I don't get it. How did he decide which one to bet on? I guess, since he has no information about them, he just chose randomly. Correct? Suppose he flipped a coin. How can a coin flip tell him anything useful about who will win a race? Surely, the result of the coin flip is independent of the result of the race.

 

[delphi_ote]

I don't get it. How did he decide which one to bet on? I guess, since he has no information about them, he just chose randomly. Correct? Suppose he flipped a coin. How can a coin flip tell him anything useful about who will win a race? Surely, the result of the coin flip is independent of the result of the race.

This still seems okay to me, but I need to think about it more. There are many related questions:

1. What is the probability that a person will win a bet given that they choose flipping a coin (depends on our assumptions.
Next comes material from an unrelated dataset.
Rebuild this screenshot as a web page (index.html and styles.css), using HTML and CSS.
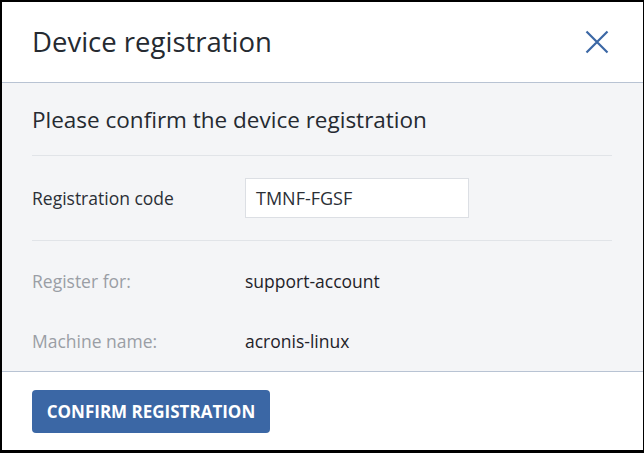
FILE: index.html
```html
<!DOCTYPE html>
<html>
<head>
<meta charset="utf-8">
<link rel="stylesheet" href="styles.css">
</head>
<body>
<div class="dialog">
  <div class="header">
    <h1 class="title">Device registration</h1>
    <svg class="close" width="24" height="24" viewBox="0 0 24 24"><path d="M1.5 1.5 L22.5 22.5 M22.5 1.5 L1.5 22.5" stroke="#3b67a5" stroke-width="2.2" fill="none"/></svg>
  </div>
  <div class="content">
    <h2 class="subtitle">Please confirm the device registration</h2>
    <div class="row row-input">
      <div class="label">Registration code</div>
      <div class="input">TMNF-FGSF</div>
    </div>
    <div class="row row-info first">
      <div class="label muted">Register for:</div>
      <div class="value">support-account</div>
    </div>
    <div class="row row-info">
      <div class="label muted">Machine name:</div>
      <div class="value">acronis-linux</div>
    </div>
  </div>
  <div class="footer">
    <button class="btn">CONFIRM REGISTRATION</button>
  </div>
</div>
</body>
</html>
```
FILE: styles.css
```css
html, body {
  margin: 0;
  padding: 0;
  background: #000;
}
body {
  font-family: "Open Sans", "Liberation Sans", sans-serif;
  color: #2b2f36;
}
.dialog {
  margin: 2px 1px 0 2px;
  width: 641px;
  height: 448px;
  background: #fff;
  display: flex;
  flex-direction: column;
}
.header {
  height: 81px;
  box-sizing: border-box;
  border-bottom: 1px solid #b8c3d3;
  display: flex;
  align-items: center;
  justify-content: space-between;
  padding: 0 34px 0 30px;
  flex: none;
}
.title {
  margin: 0;
  font-size: 27.5px;
  font-weight: 400;
  line-height: 32px;
  color: #252a31;
}
.close {
  display: block;
}
.content {
  flex: 1;
  background: #f4f5f7;
  padding: 22px 31px 0 30px;
  border-bottom: 1px solid #b8c3d3;
}
.subtitle {
  margin: 0;
  font-size: 22.5px;
  font-weight: 400;
  line-height: 30px;
  color: #252a31;
  padding-bottom: 20px;
  border-bottom: 1px solid #e1e4e8;
}
.row {
  display: flex;
  align-items: center;
  font-size: 17.5px;
  line-height: 24px;
}
.row-input {
  padding: 22px 0;
  border-bottom: 1px solid #e1e4e8;
}
.row-info {
  height: 24px;
  margin-top: 36px;
}
.row-info.first {
  margin-top: 28px;
}
.label {
  width: 213px;
  flex: none;
  color: #2b2f36;
}
.row-input .label {
  margin-top: -1px;
}
.label.muted {
  color: #9a9ea5;
}
.value {
  color: #1f2329;
}
.input {
  width: 224px;
  height: 40px;
  box-sizing: border-box;
  border: 1px solid #dcdfe4;
  background: #fff;
  padding: 7px 10px;
  font-size: 18px;
  line-height: 24px;
  color: #2b2f36;
}
.footer {
  height: 78px;
  box-sizing: border-box;
  padding: 18px 30px;
  flex: none;
}
.btn {
  display: block;
  font-family: "Open Sans", "Liberation Sans", sans-serif;
  font-size: 17px;
  font-weight: 700;
  color: #fff;
  background: #3b67a5;
  border: none;
  border-radius: 4px;
  height: 43px;
  width: 238px;
  padding: 0;
  cursor: pointer;
}
```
My inner cynic and pessimist says <1/2)?

2. What is the probability that A wins there race? (If we know nothing, I say 1/2)?

3. What is the probability a person flipping a coin chooses A (I'm sure we all agree 1/2)?

4. Given that a person chose A by flipping a coin, what is the probability they will win the bet (you could use either 1 or 2 here)?

5. Given that a person chose A by flipping a coin, what is the probability that A wins the race (intuitively, we suspect these events are independent, but if a person is betting with no information)?

6. Given that A wins the race, what is the probability a person chose A by flipping a coin?

Bayes's Theorem says:
P(A|B)=P(B|A)P(A)/P(B)

So many of these are related. Unfortunately, I've had a long day and can't quite work it all out yet.